17 AI for chemical reaction optimisation

By collecting and analysing data on chemical reactions, such as reactants, catalysts, solvents, temperatures and yields, AI can predict reaction outcomes and refine chemical conditions. This allows chemists to simulate reactions virtually, saving time and resources by targeting the most promising conditions before testing them in the lab. The approach is applicable across synthetic chemistry, materials science and drug discovery, enhancing yields and selectivities in complex organic synthesis and streamlining the production of active pharmaceutical ingredients.
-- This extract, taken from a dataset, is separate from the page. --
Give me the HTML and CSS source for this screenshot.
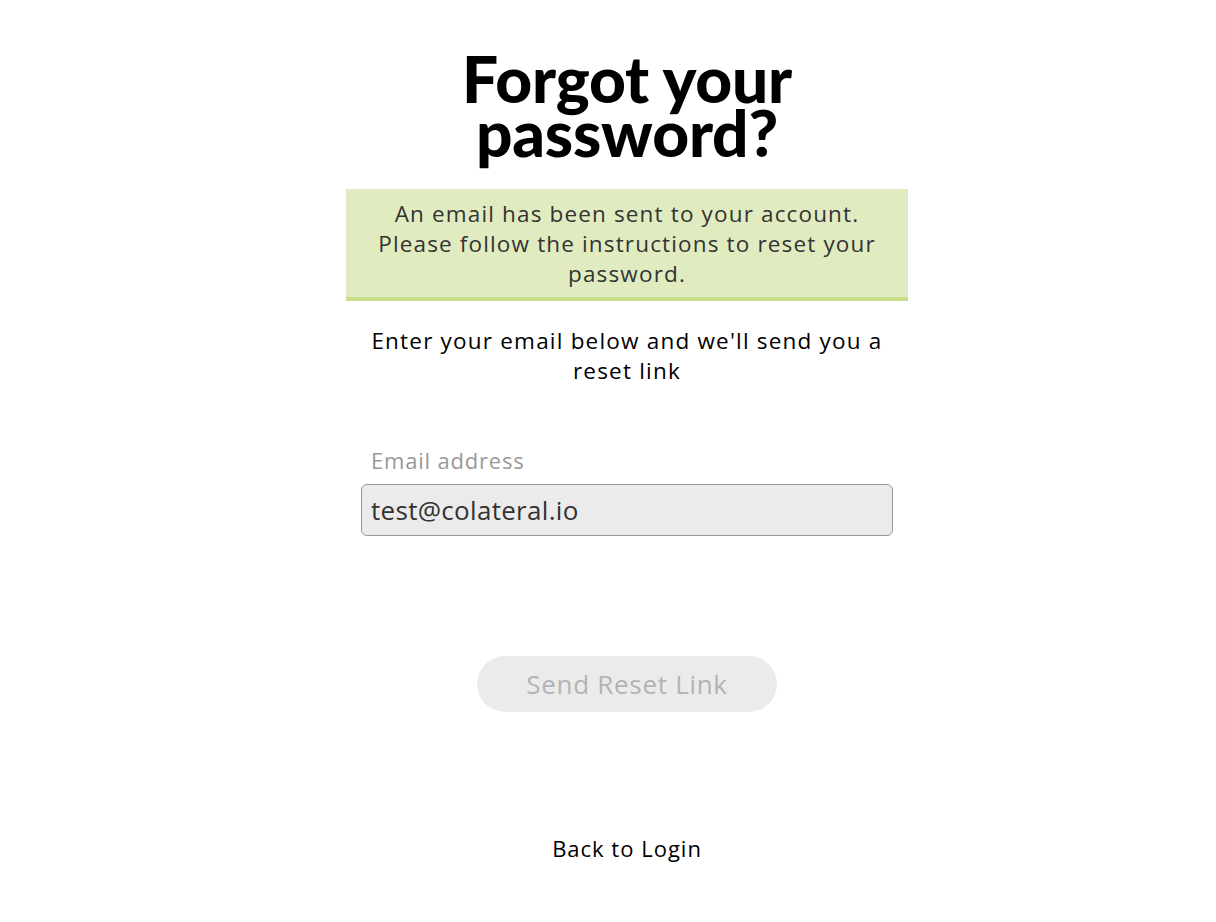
FILE: index.html
```html
<!DOCTYPE html>
<html lang="en">
<head>
<meta charset="utf-8">
<title>Forgot your password?</title>
<link rel="stylesheet" href="styles.css">
</head>
<body>
<div class="page">
  <main class="card">
    <h1 class="title">Forgot your password?</h1>
    <div class="alert">An email has been sent to your account. Please follow the instructions to reset your password.</div>
    <p class="intro">Enter your email below and we'll send you a reset link</p>
    <form class="form">
      <label class="label" for="email">Email address</label>
      <input class="input" id="email" type="email" value="test@colateral.io">
      <div class="actions">
        <button class="btn" type="button" disabled>Send Reset Link</button>
      </div>
    </form>
    <a class="back" href="#">Back to Login</a>
  </main>
</div>
</body>
</html>
```
FILE: styles.css
```css
html, body {
  margin: 0;
  padding: 0;
  background: #fff;
}
body {
  font-family: "Open Sans", "Noto Sans", sans-serif;
  color: #000;
}
.page {
  padding-left: 38px;
  display: flex;
  justify-content: center;
}
.card {
  width: 562px;
  display: flex;
  flex-direction: column;
  align-items: stretch;
  text-align: center;
  padding-top: 52px;
}
.title {
  margin: 0 auto;
  width: 360px;
  font-family: Lato, sans-serif;
  font-size: 64px;
  font-weight: 900;
  line-height: 54px;
  letter-spacing: -0.2px;
}
.alert {
  margin-top: 29px;
  background: #e0ebc0;
  border-bottom: 4px solid #c9de8a;
  color: #333;
  font-size: 22.5px;
  letter-spacing: 1.15px;
  line-height: 30px;
  padding: 10px 20px 8px;
}
.intro {
  margin: 25px 0 0;
  padding: 0 20px;
  font-size: 22.5px;
  letter-spacing: 1.2px;
  line-height: 30px;
}
.form {
  display: flex;
  flex-direction: column;
  padding: 0 15px;
  margin-top: 59px;
}
.label {
  text-align: left;
  padding-left: 10px;
  color: #999;
  font-size: 22px;
  letter-spacing: 0.8px;
  line-height: 30px;
}
.input {
  margin-top: 9px;
  height: 52px;
  box-sizing: border-box;
  background: #ebebeb;
  border: 1px solid #999;
  border-radius: 6px;
  padding: 0 9px;
  font-family: inherit;
  font-size: 26px;
  letter-spacing: 0.3px;
  color: #333;
  outline: none;
}
.actions {
  display: flex;
  justify-content: center;
  margin-top: 120px;
}
.btn {
  width: 300px;
  height: 56px;
  border: none;
  border-radius: 28px;
  background: #ebebeb;
  color: #b3b3b3;
  font-family: inherit;
  font-size: 26px;
  letter-spacing: 0.7px;
}
.back {
  margin-top: 121px;
  color: #000;
  text-decoration: none;
  font-size: 22px;
  letter-spacing: 1px;
  line-height: 30px;
  align-self: center;
}
```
18 Automated synthesis planning

Using ML algorithms, automated synthesis planning systems analyse vast chemical reaction databases – both successes and failures – to propose and rank multiple synthetic routes. By considering factors like steps required, material availability and cost, these systems uncover the most promising and practical strategies, particularly valuable in drug development where time is critical.

19 Chemoinformatics

Chemoinformatics combines ML techniques to manage large chemical datasets, transforming raw data into actionable insights. AI can be used to identify patterns across chemical structures, properties and biological activities, streamlining virtual screening in drug discovery and materials science. Predictive AI models can forecast chemical properties with high accuracy, contributing to the development of new technologies and solutions across a broad range of scientific disciplines.

20 AI in quantum chemistry

Quantum chemical calculations can be notoriously difficult and computationally demanding. By training AI models on quantum chemistry and molecular simulations, researchers can reduce computational costs and time whilst offering a deeper understanding of fundamental molecular phenomena, including reaction mechanisms and material behaviours that were previously inaccessible.